In 2008, President Obama carried 81 percent of the counties that have a Whole Foods outpost. He won only 36 percent of the counties that have a Cracker Barrel, according to Wasserman's figures. Just 60 counties in America have both a Whole Foods and a Cracker Barrel. Most of the Cracker Barrel counties Obama won also have a Whole Foods outlet.

"Corporations, even those that try to steer clear of politics, still need to know the partisan structure of their consumer base," Feltus said. That means Whole Foods is more likely to locate its new stores in wealthier, more urban or suburban settings, while Cracker Barrel is more likely to choose exurban or rural areas along a major interstate, in order to best find their target demographics.

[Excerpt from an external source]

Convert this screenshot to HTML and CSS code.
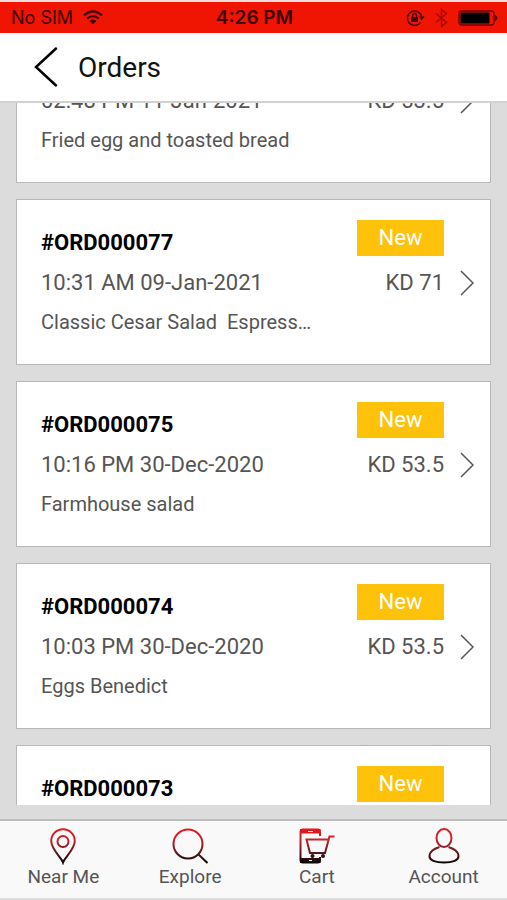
FILE: index.html
```html
<!DOCTYPE html>
<html lang="en">
<head>
<meta charset="utf-8">
<meta name="viewport" content="width=device-width, initial-scale=1">
<title>Orders</title>
<link rel="stylesheet" href="styles.css">
</head>
<body>
<div class="status">
  <div class="status-side">
    <span>No SIM</span>
    <svg width="20" height="15" viewBox="0 0 20 15" fill="none" stroke="#3d0300" stroke-width="2.3" aria-hidden="true"><path d="M1 5.4Q10-2.6 19 5.4M4.2 8.6Q10 3.6 15.8 8.6"/><path d="M10 14.3L6.6 11Q10 8 13.4 11Z" fill="#3d0300" stroke="none"/></svg>
  </div>
  <strong class="clock">4:26 PM</strong>
  <div class="status-side status-right">
    <svg width="19" height="18" viewBox="0 0 19 18" fill="none" stroke="#3d0300" stroke-width="1.4" aria-hidden="true"><path d="M14.4 13.5A7.2 7.2 0 1 1 15.7 8"/><path d="M12.8 7.5H18.6L15.7 11Z" fill="#3d0300" stroke="none"/><path d="M5.2 8H12v5H5.2Z" fill="#3d0300" stroke="none"/><path d="M6.7 8V6.4a1.9 1.9 0 0 1 3.8 0V8"/></svg>
    <svg width="13" height="20" viewBox="0 0 13 20" fill="none" stroke="#a30a04" stroke-width="1.4" aria-hidden="true"><path d="M1 5.5L11.5 14.5L6.5 18.5V1.5L11.5 5.5L1 14.5"/></svg>
    <svg width="40" height="16" viewBox="0 0 40 16" aria-hidden="true"><rect x="1" y="1" width="35" height="14" rx="3" fill="none" stroke="#6b0500" stroke-width="1.4"/><rect x="2.5" y="2.5" width="29" height="11" rx="1" fill="#000"/><path d="M37 5Q39.500 6 39.500 8T37 11Z" fill="#3d0300"/></svg>
  </div>
</div>
<header class="header">
  <button class="back" type="button" aria-label="Back"><svg width="24" height="42" viewBox="0 0 24 42" fill="none" stroke="#000" stroke-width="2.5" stroke-linecap="round"><path d="M22 2.500L2 21L22 39.500"/></svg></button>
  <h1>Orders</h1>
</header>
<main class="orders">
  <ul class="order-list">
    <li><a class="card card-scrolled" href="#ORD000078">
      <span class="line">02:48 PM 11-Jan-2021</span><span class="price">KD 53.5</span>
      <svg class="chevron" viewBox="0 0 14 26"><path d="M1 1L13 13L1 25"/></svg>
      <span class="items">Fried egg and toasted bread</span>
    </a></li>
    <li><a class="card" href="#ORD000077">
      <strong class="number">#ORD000077</strong><span class="badge">New</span>
      <span class="line">10:31 AM 09-Jan-2021</span><span class="price">KD 71</span>
      <svg class="chevron" viewBox="0 0 14 26"><path d="M1 1L13 13L1 25"/></svg>
      <span class="items">Classic Cesar Salad&nbsp; Espress…</span>
    </a></li>
    <li><a class="card" href="#ORD000075">
      <strong class="number">#ORD000075</strong><span class="badge">New</span>
      <span class="line">10:16 PM 30-Dec-2020</span><span class="price">KD 53.5</span>
      <svg class="chevron" viewBox="0 0 14 26"><path d="M1 1L13 13L1 25"/></svg>
      <span class="items">Farmhouse salad</span>
    </a></li>
    <li><a class="card" href="#ORD000074">
      <strong class="number">#ORD000074</strong><span class="badge">New</span>
      <span class="line">10:03 PM 30-Dec-2020</span><span class="price">KD 53.5</span>
      <svg class="chevron" viewBox="0 0 14 26"><path d="M1 1L13 13L1 25"/></svg>
      <span class="items">Eggs Benedict</span>
    </a></li>
    <li><a class="card" href="#ORD000073">
      <strong class="number">#ORD000073</strong><span class="badge">New</span>
    </a></li>
  </ul>
</main>
<nav class="tabs">
  <a href="#near">
    <svg width="38" height="38" viewBox="0 0 38 38" fill="none" stroke="url(#fade)" stroke-width="2" aria-hidden="true">
      <defs><linearGradient id="fade" gradientUnits="userSpaceOnUse" x1="0" y1="2" x2="0" y2="36"><stop offset="0" stop-color="#e8141c"/><stop offset=".3" stop-color="#c8242a"/><stop offset=".7" stop-color="#5c171b"/><stop offset="1" stop-color="#080606"/></linearGradient></defs>
      <path d="M19 35.500C17.500 31 7.200 22 7.200 14A11.800 11.800 0 0 1 30.800 14C30.800 22 20.500 31 19 35.500Z"/><circle cx="19" cy="14.500" r="5.500"/></svg>
    <span>Near Me</span></a>
  <a href="#explore">
    <svg width="38" height="38" viewBox="0 0 38 38" fill="none" stroke="url(#fade)" stroke-width="2" aria-hidden="true"><circle cx="17" cy="17" r="14.500"/><path d="M27 27L36.500 36"/></svg>
    <span>Explore</span></a>
  <a href="#cart">
    <svg width="38" height="38" viewBox="0 0 38 38" fill="none" stroke="url(#fade)" stroke-width="2" aria-hidden="true"><path d="M22 9V5Q22 2.500 19.500 2.500H5Q2.500 2.500 2.500 5V33Q2.500 35.500 5 35.500H19.500Q22 35.500 22 33V30"/><path d="M3 3H21.500V5.500H3ZM3 32H21.500V35H3Z" fill="url(#fade)"/><path d="M10 4.500H15M11 33.500H14" stroke="#f9f9f9" stroke-width="1"/><path d="M36.500 9.500H31.500L27 26H12L8.500 12.500H30"/><circle cx="14.500" cy="29" r="2" fill="#301013" stroke="none"/><circle cx="25" cy="29" r="2" fill="#301013" stroke="none"/></svg>
    <span>Cart</span></a>
  <a href="#account">
    <svg width="38" height="38" viewBox="0 0 38 38" fill="none" stroke="url(#fade)" stroke-width="2" aria-hidden="true"><ellipse cx="19" cy="11" rx="7.500" ry="9"/><path d="M14.500 20C9 22 4.500 24 4.500 29.500C4.500 33 10 35.500 19 35.500S33.500 33 33.500 29.500C33.500 24 29 22 23.500 20"/></svg>
    <span>Account</span></a>
</nav>
</body>
</html>
```
FILE: styles.css
```css
* { box-sizing: border-box; }
body {
  margin: 0;
  height: 100vh;
  display: flex;
  flex-direction: column;
  overflow: hidden;
  font-family: Roboto, sans-serif;
  color: #555;
  background: #fff;
}
a { color: inherit; text-decoration: none; }
svg { display: block; flex: none; }
.status {
  flex: none;
  display: grid;
  grid-template-columns: 1fr auto 1fr;
  align-items: center;
  height: 33px;
  padding: 0 9px 0 11px;
  border-top: 2px solid #f6dcda;
  background: #f01402;
  color: #3d0300;
  font: 18px/31px Inter, sans-serif;
}
.status-side { display: flex; align-items: center; gap: 10px; }
.status-right { justify-content: flex-end; }
.clock { font-size: 19px; font-weight: 600; }
.header {
  flex: none;
  display: flex;
  align-items: center;
  gap: 20px;
  height: 70px;
  padding: 0 34px;
  border-bottom: 2px solid #d2d2d2;
}
.back { padding: 0; border: 0; background: none; }
h1 { margin: 0; color: #111; font-size: 28px; font-weight: 400; }
.orders {
  flex: 1;
  min-height: 0;
  overflow: hidden;
  padding: 0 16px;
  background: #dcdcdc;
  border-bottom: 14px solid #dcdcdc;
}
/* The list is shown scrolled part of the way through its first card. */
.order-list {
  display: flex;
  flex-direction: column;
  gap: 16px;
  margin: -23px 0 0;
  padding: 0;
  list-style: none;
}
.card {
  display: grid;
  grid-template-columns: 1fr 87px 14px;
  grid-template-rows: 43px 40px 38px;
  column-gap: 16px;
  padding: 20px 16px 23px 24px;
  border: 1px solid #b8b8b8;
  background: #fff;
  font-size: 22px;
  line-height: 40px;
}
.card-scrolled {
  grid-template-rows: 40px 38px;
  padding-top: 0;
}
.number { align-self: end; color: #000; }
.badge {
  grid-column: 2 / 3;
  align-self: start;
  background: #ffc20a;
  color: #fff;
  line-height: 36px;
  text-align: center;
}
.line { grid-column: 1; }
.price { text-align: right; }
.chevron {
  align-self: center;
  width: 14px;
  height: 26px;
  fill: none;
  stroke: #555;
  stroke-width: 1.5;
}
.items { grid-column: 1; font-size: 20px; line-height: 38px; white-space: nowrap; }
.tabs {
  flex: none;
  display: grid;
  grid-template-columns: repeat(4, 1fr);
  height: 81px;
  padding-top: 6px;
  border-top: 2px solid #bcbcbc;
  border-bottom: 2px solid #dedede;
  background: #f9f9f9;
}
.tabs a {
  display: flex;
  flex-direction: column;
  align-items: center;
  font-size: 19px;
  line-height: 24px;
}
```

Many of the habits we develop appear to shed light on our cultural divide. Feltus and his firm, National Media, based just outside Washington, have crunched reams of consumer data to build fascinating profiles of voter behavior. Democrats tune in to such sitcoms as 30 Rock and The Simpsons, or news programs such as 60 Minutes and 20/20. Republicans dial in to football or crime dramas such as NCIS and Bones. Democratic beer drinkers prefer Miller High Life, Milwaukee's Best, Corona, Heineken, and Tecate — a mix of beverages favored by Hispanics and hipsters. Republican tipplers most often reach for Michelob Ultra and anything described as "light," beers one might drink while watching a football game.

"I've spent a long time trying to figure out, why is Heineken Democratic? Because when I went to college years ago, the only guy who could afford to buy Heineken, his daddy owned the Dallas Cowboys," Feltus said. "Heineken is now a cool beer that competes with Corona for the twentysomethings that have an extra buck for a beer."

In 2004, an Illinois state senator named Barack Obama burst onto the national scene with an inspiring call for unity at the Democratic National Convention. "There is not a liberal America and a conservative America," Obama said. "There is the United States of America."

He was wrong. If anything, the country is more divided than ever — ideologically, politically, culturally, and even over chicken sandwiches.